Segundo o texto, foi estratégico para o Brasil como jovem nação assegurar o reconhecimento da sua emancipação política em países da África Negra. Do hoje Benim, já chamado de Reino do Daomé, vieram, por conta da tragédia da escravidão, civilizações das quais a Bahia herdou diversos elementos culturais, sobretudo religiosos como o candomblé de nação jeje.  O texto afirma que Manoel Alves de Lima, cavalheiro da Ordem de Cristo, uma importante instituição para os interesses da coroa portuguesa em suas colônias, apresentou-se a Dom Pedro I como embaixador do Rei Ajan, que se proclamava “imperador do Benim e dos reis da África”.
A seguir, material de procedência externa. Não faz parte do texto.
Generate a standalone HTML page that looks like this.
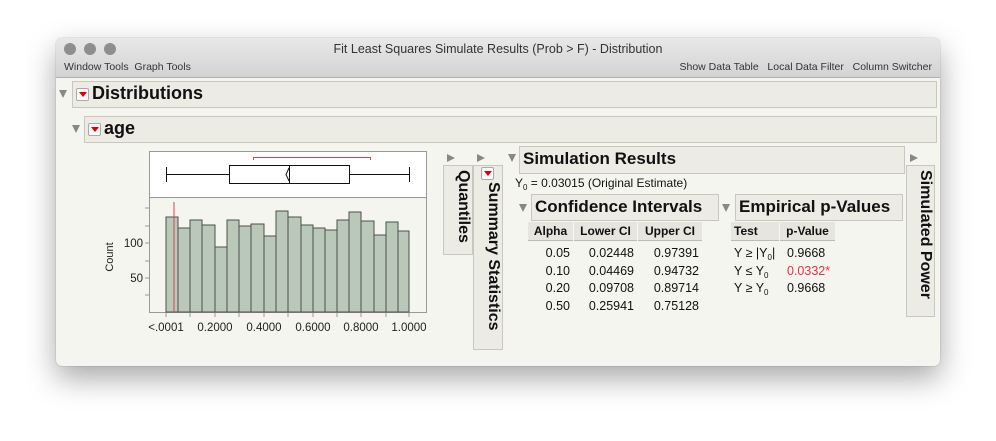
<!DOCTYPE html>
<html><head><meta charset="utf-8"><style>
*{margin:0;padding:0;box-sizing:border-box}
body{width:996px;height:441px;background:#fff;position:relative;overflow:hidden;font-family:"Liberation Sans",sans-serif;color:#111}
.a{position:absolute}
.win{left:56px;top:38px;width:884px;height:328px;background:#f5f5ef;border-radius:6px;box-shadow:0 12px 30px rgba(0,0,0,.35),0 0 1px rgba(0,0,0,.4);overflow:hidden}
.tb{left:0;top:0;width:884px;height:40px;background:linear-gradient(#e8e8e8,#d3d3d3);border-bottom:1px solid #b0b0b0}
.dot{width:12px;height:12px;border-radius:50%;background:#8e8e8e;top:5px}
.hdr{background:#ecebe4;border:1px solid #c8c8c0}
.tri{width:0;height:0;border-left:4.5px solid transparent;border-right:4.5px solid transparent;border-top:8px solid #888}
.trr{width:0;height:0;border-top:4.5px solid transparent;border-bottom:4.5px solid transparent;border-left:8px solid #888}
.rb{width:13px;height:13px;border:1px solid #aaa;background:#fafafa;border-radius:2px}
.rb:after{content:"";position:absolute;left:2px;top:3px;border-left:4px solid transparent;border-right:4px solid transparent;border-top:5px solid #d00}
.big{font-weight:bold;font-size:18px}
.vt{background:#ecebe4;border:1px solid #c8c8c0;writing-mode:vertical-rl;font-weight:bold;font-size:16px;padding-top:4px;text-align:left}
.th{background:#e6e5de;font-weight:bold;font-size:12px;height:19px;line-height:19px;border-bottom:1px solid #bbb;text-align:center}
.td{font-size:12.5px;text-align:right}
sub{font-size:8px;line-height:0;vertical-align:baseline;position:relative;top:3px}
</style></head><body>
<div class="a win">
 <div class="a tb">
  <div class="a dot" style="left:8px"></div><div class="a dot" style="left:28px"></div><div class="a dot" style="left:48px"></div>
  <div class="a" style="left:0;width:884px;top:4px;text-align:center;font-size:12.5px;color:#333">Fit Least Squares Simulate Results (Prob &gt; F) - Distribution</div>
  <div class="a" style="left:8px;top:23px;font-size:10.5px;color:#333">Window Tools&nbsp;&nbsp;Graph Tools</div>
  <div class="a" style="right:8px;top:23px;font-size:10.5px;color:#333">Show Data Table&nbsp;&nbsp;&nbsp;Local Data Filter&nbsp;&nbsp;&nbsp;Column Switcher</div>
 </div>
</div>
<div class="a tri" style="left:59px;top:90px"></div>
<div class="a hdr" style="left:72px;top:81px;width:865px;height:27px"></div>
<div class="a rb" style="left:76px;top:88px"></div>
<div class="a big" style="left:92px;top:83px">Distributions</div>
<div class="a tri" style="left:72px;top:125px"></div>
<div class="a hdr" style="left:84px;top:116px;width:853px;height:27px"></div>
<div class="a rb" style="left:88px;top:123px"></div>
<div class="a big" style="left:104px;top:118px">age</div>

<svg class="a" style="left:0;top:0" width="996" height="441">
 <rect x="149.5" y="151.5" width="277" height="46" fill="#fff" stroke="#999"/>
 <line x1="149.5" y1="197" x2="149.5" y2="313" stroke="#999"/>
 <line x1="426.5" y1="197" x2="426.5" y2="313" stroke="#999"/>
 <line x1="149" y1="312.5" x2="427" y2="312.5" stroke="#999"/>
 <g stroke="#999"><line x1="145" y1="208" x2="149" y2="208"/><line x1="145" y1="226" x2="149" y2="226"/><line x1="145" y1="243" x2="149" y2="243"/><line x1="145" y1="261" x2="149" y2="261"/><line x1="145" y1="278" x2="149" y2="278"/><line x1="145" y1="295" x2="149" y2="295"/></g>
 <g fill="#b9c8b9" stroke="#4a504a" stroke-width="1">
  <rect x="166" y="217" width="12" height="95"/><rect x="178" y="228" width="12" height="84"/><rect x="190" y="220" width="12" height="92"/><rect x="202" y="225" width="13" height="87"/><rect x="215" y="247" width="12" height="65"/><rect x="227" y="220" width="12" height="92"/><rect x="239" y="226" width="12" height="86"/><rect x="251" y="224" width="13" height="88"/><rect x="264" y="236" width="12" height="76"/><rect x="276" y="211" width="12" height="101"/><rect x="288" y="217" width="13" height="95"/><rect x="301" y="225" width="12" height="87"/><rect x="313" y="228" width="12" height="84"/><rect x="325" y="230" width="12" height="82"/><rect x="337" y="220" width="12" height="92"/><rect x="349" y="212" width="12" height="100"/><rect x="361" y="221" width="13" height="91"/><rect x="374" y="235" width="12" height="77"/><rect x="386" y="222" width="12" height="90"/><rect x="398" y="231" width="11" height="81"/>
 </g>
 <line x1="174" y1="202" x2="174" y2="312" stroke="#e04050" stroke-width="1"/>
 <g stroke="#111" fill="none">
  <line x1="166.5" y1="174.5" x2="229" y2="174.5"/><line x1="349" y1="174.5" x2="409" y2="174.5"/>
  <line x1="166.5" y1="167" x2="166.5" y2="182"/><line x1="409.5" y1="167" x2="409.5" y2="182"/>
  <rect x="229.5" y="165.5" width="120" height="18"/><line x1="289.5" y1="165" x2="289.5" y2="183"/>
  <path d="M289 168 L286 174.5 L289 181"/>
 </g>
 <path d="M253.5 160 V157.5 H370.5 V160" stroke="#e04050" fill="none"/>
 <g stroke="#999"><line x1="166" y1="313" x2="166" y2="317"/><line x1="190" y1="313" x2="190" y2="317"/><line x1="215" y1="313" x2="215" y2="317"/><line x1="239" y1="313" x2="239" y2="317"/><line x1="264" y1="313" x2="264" y2="317"/><line x1="288" y1="313" x2="288" y2="317"/><line x1="313" y1="313" x2="313" y2="317"/><line x1="337" y1="313" x2="337" y2="317"/><line x1="361" y1="313" x2="361" y2="317"/><line x1="386" y1="313" x2="386" y2="317"/><line x1="409" y1="313" x2="409" y2="317"/></g>
 <g font-family="Liberation Sans, sans-serif" font-size="11.5" fill="#222" text-anchor="middle">
  <text x="166" y="331">&lt;.0001</text><text x="215" y="331">0.2000</text><text x="264" y="331">0.4000</text><text x="313" y="331">0.6000</text><text x="361" y="331">0.8000</text><text x="409" y="331">1.0000</text>
  <text x="143" y="247" text-anchor="end">100</text><text x="143" y="282" text-anchor="end">50</text>
  <text transform="translate(113,257) rotate(-90)" font-size="11">Count</text>
 </g>
</svg>

<div class="a trr" style="left:447px;top:154px"></div>
<div class="a trr" style="left:477px;top:154px"></div>
<div class="a vt" style="left:443px;top:165px;width:30px;height:90px;padding-left:2px">Quantiles</div>
<div class="a vt" style="left:473px;top:165px;width:30px;height:185px;padding-top:16px;padding-left:2px">Summary Statistics</div>
<div class="a rb" style="left:481px;top:167px"></div>
<div class="a tri" style="left:508px;top:154px"></div>
<div class="a hdr" style="left:519px;top:146px;width:386px;height:28px"></div>
<div class="a big" style="left:523px;top:149px;font-size:17px">Simulation Results</div>
<div class="a trr" style="left:910px;top:154px"></div>
<div class="a vt" style="left:906px;top:165px;width:29px;height:152px;padding-left:2px">Simulated Power</div>
<div class="a" style="left:515px;top:176px;font-size:12px">Y<sub>0</sub> = 0.03015 (Original Estimate)</div>
<div class="a tri" style="left:519px;top:204px"></div>
<div class="a hdr" style="left:531px;top:194px;width:188px;height:27px"></div>
<div class="a big" style="left:535px;top:197px;font-size:17px">Confidence Intervals</div>
<div class="a tri" style="left:722px;top:204px"></div>
<div class="a hdr" style="left:735px;top:194px;width:168px;height:27px"></div>
<div class="a big" style="left:739px;top:197px;font-size:17px">Empirical p-Values</div>

<div class="a th" style="left:528px;top:222px;width:45px">Alpha</div>
<div class="a th" style="left:574px;top:222px;width:63px">Lower CI</div>
<div class="a th" style="left:638px;top:222px;width:64px">Upper CI</div>
<div class="a th" style="left:731px;top:222px;width:48px;text-align:left;padding-left:3px">Test</div>
<div class="a th" style="left:780px;top:222px;width:55px">p-Value</div>

<div class="a td" style="left:528px;top:245px;width:42px;line-height:17.7px">0.05<br>0.10<br>0.20<br>0.50</div>
<div class="a td" style="left:574px;top:245px;width:60px;line-height:17.7px">0.02448<br>0.04469<br>0.09708<br>0.25941</div>
<div class="a td" style="left:638px;top:245px;width:61px;line-height:17.7px">0.97391<br>0.94732<br>0.89714<br>0.75128</div>
<div class="a" style="left:734px;top:245px;font-size:12.5px;line-height:17.7px">Y ≥ |Y<sub>0</sub>|<br>Y ≤ Y<sub>0</sub><br>Y ≥ Y<sub>0</sub></div>
<div class="a" style="left:787px;top:245px;font-size:12.5px;line-height:17.7px">0.9668<br><span style="color:#e8304a">0.0332*</span><br>0.9668</div>
</body></html>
Mas o reconhecimento, segundo a história contada pelo jornal tinha preço: o envio de objetos, como presentes, dentre os quais uma carruagem.

“O coronel Alves de Lima, embaixador de sua majestade o rei Ajan, imperador do Beni e dos mais reis da África chegou Rio de Janeiro com sua missão diplomática e respectiva encommenda em dezembro de 1824. Não consta que tivesse voltado ao continente negro para desempenhar a segunda parte de sua missão. É possível que naquele tempo já estivesse em vigor o prolóquio: “encommenda sem dinheiro fica no Rio de Janeiro”. (A TARDE, 7/9/1922, p3.).

A última página do especial tem um artigo sobre a importância das câmaras municipais assinado por Bernardino do Souza, secretário do IGHB e que organizou o cortejo cívico do centenário. Já os anúncios que seguem nas páginas seguintes da edição especial indicam o que estava em alta nos segmentos econômicos de Salvador no período: serviços de bancos, importadoras e exportadoras, drogarias, lojas de tecidos e viagens.

O sucesso desse especial de A TARDE ganhou referência na edição de 8 de setembro:

“Para partilharmos do jubilo nacional, preparamos com particular carinho uma edição especial, que, no consenso unanime dos leitores que nos têm felicitado por ella, honra a imprensa no Brasil. E o povo disputou esse numero nas ruas e veio em massa procura-lo até as portas da officina, arrebatando os exemplares. Apezar de duplicarmos a tiragem, a nossa edição foi toda, assim, esgotada. Tornou-se preciso mesmo, para bôa ordem da distribuição, pedir a intervenção da guarda civil para conter a multidão que se agglomerou em frente ao nosso edifício”. (A TARDE, 8/9/1922, capa).

Manuel Querino – Outro artigo interessante é o intitulado “Os homens de cor preta na história”. Publicado em uma página inteira da edição de 8 de setembro de 1922, o texto apresenta o seu objetivo:

“Notícia de alguns bahianos, de cor preta, que se recomendaram ao apreço da posteridade, por serviços prestados ao paiz, nas letras, nas artes e nas armas”. (A TARDE, 8/9/1922, p.3).

O texto apresenta 38 perfis. Alguns tem dois ou três parágrafos e outros apenas uma linha. A assinatura do artigo é de um dos maiores intelectuais baianos: Manuel Querino (1851-1923), autor de trabalhos de referência sobre a herança das culturas africanas em vários campos.

Mais uma vez, portanto, o registro da memória cotidiana, mesmo em meio a grandes eventos, como foi a celebração do centenário da independência faz o que Querino pretendeu com o seu texto de 1922: fornecer pistas para a busca de informações pelas gerações do futuro.

.A reprodução de trechos das edições de A TARDE mantém a grafia ortográfica do período.